I returned the book* one day late. I knew it was late. I could have returned it the day before, but I had a few more pages to finish. So I kept it. Kept it from the next person on the list, who had put a hold on it, whose right it was to have it. To get to start reading it. I was delinquent and I knew it.
Sheepishly, I approached the white-haired woman at the checkout counter. Producing the book, I apologized for having kept it a day past its due date. I fingered the coins in my hand, ready to pay for my transgression. The woman smiled at me as she took the book. “You’re probably OK,” she told me, “We build in a day of grace.” After scanning in my return, she paused a moment and then declared, “You’re forgiven.”
Ho-ho! How delighted I was to hear those words! I admit I had a sudden urge to ask this woman to repeat herself so I could record her on video. Thought better of this, though, and left the library, smiling broadly, my quarters still in my pocket. I’m actually not sure how much the one day fine would have been had it been assessed, but not much. Certainly, my gratitude at being excused was out of proportion with the giddiness I felt. Not at getting away with something, but at confessing that thing and being surprised by my forgiveness.
That’s the singular thing about grace that has us kicking up our heels in delight. Because we don’t deserve it we don’t expect it so it catches us completely off guard. It’s a gift we didn’t see coming. Swoops in and sweeps us completely off our feet.
Funny, this instance has reminded me of the conversation Jesus had with Simon-Peter when he was belly-aching about the extravagant love shown Jesus by a woman “who had lived a sinful life.” Jesus asked Peter to reconsider her via a parable about a money-lender who forgave two debtors, neither of whom could pay; one owed 10X the amount owed by the other (Luke 7:41-48*). Then Jesus asked, Now which of them will love him (the money-lender) more?” Simon replied, “I suppose the one who had the bigger debt forgiven.”

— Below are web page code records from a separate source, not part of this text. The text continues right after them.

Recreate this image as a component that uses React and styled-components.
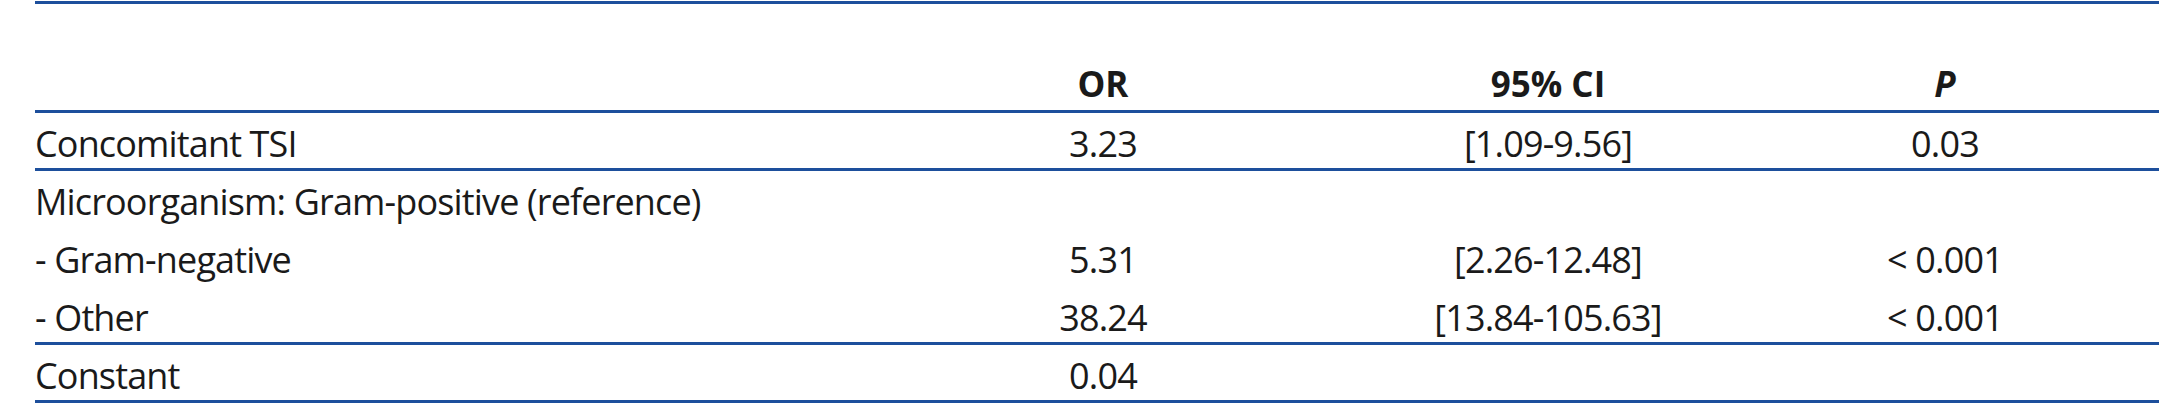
import React from "react";
import styled, { createGlobalStyle } from "styled-components";

const GlobalStyle = createGlobalStyle`
  html, body {
    margin: 0;
    padding: 0;
    background: #fff;
  }
  body {
    font-family: "Open Sans", "Noto Sans", sans-serif;
    color: #1a1a1a;
  }
`;

const RULE = "#1d4f9c";

const Wrap = styled.div`
  padding: 1px 25px 0 35px;
  width: 2124px;
`;

const Table = styled.div`
  border-top: 3px solid ${RULE};
`;

const Row = styled.div`
  display: grid;
  grid-template-columns: 845px 446px 444px 350px 39px;
  box-sizing: border-box;
  height: ${(p) => (p.$head ? "109px" : "58px")};
  align-items: ${(p) => (p.$head ? "end" : "start")};
  border-bottom: ${(p) => (p.$ruled ? `3px solid ${RULE}` : "none")};
`;

const Cell = styled.div`
  font-size: 36px;
  font-weight: 400;
  line-height: 49px;
  letter-spacing: -0.85px;
  padding-top: 5.5px;
  white-space: nowrap;
  text-align: ${(p) => (p.$left ? "left" : "center")};
`;

const HeadCell = styled.div`
  font-size: 35px;
  font-weight: 700;
  line-height: 48px;
  padding-bottom: 2px;
  text-align: center;
  font-style: ${(p) => (p.$italic ? "italic" : "normal")};
`;

const rows = [
  { label: "Concomitant TSI", or: "3.23", ci: "[1.09-9.56]", p: "0.03", ruled: true },
  { label: "Microorganism: Gram-positive (reference)", or: "", ci: "", p: "" },
  { label: "- Gram-negative", or: "5.31", ci: "[2.26-12.48]", p: "< 0.001" },
  { label: "- Other", or: "38.24", ci: "[13.84-105.63]", p: "< 0.001", ruled: true },
  { label: "Constant", or: "0.04", ci: "", p: "", ruled: true },
];

export default function App() {
  return (
    <>
      <GlobalStyle />
      <Wrap>
        <Table>
          <Row $head $ruled>
            <div />
            <HeadCell>OR</HeadCell>
            <HeadCell>95% CI</HeadCell>
            <HeadCell $italic>P</HeadCell>
            <div />
          </Row>
          {rows.map((r) => (
            <Row key={r.label} $ruled={r.ruled}>
              <Cell $left>{r.label}</Cell>
              <Cell>{r.or}</Cell>
              <Cell>{r.ci}</Cell>
              <Cell>{r.p}</Cell>
              <div />
            </Row>
          ))}
        </Table>
      </Wrap>
    </>
  );
}
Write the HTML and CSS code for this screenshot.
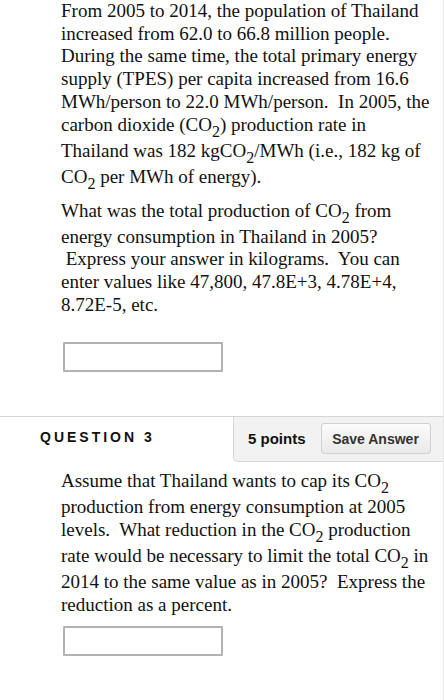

Well, here I am, over the moon about my small debt forgiven while I celebrate this moment of grace. Until the sinner in me realizes that now that I know there will be a day of grace extended, I will very likely be tempted to take advantage of “my extra day” as if it were mine to take rather than His to give.
Apparently, the amazing thing about grace isn’t its quantity, quality or availability. It’s that it comes as a complete and utter surprise. After that, we’d do well to keep the gratitude gig going.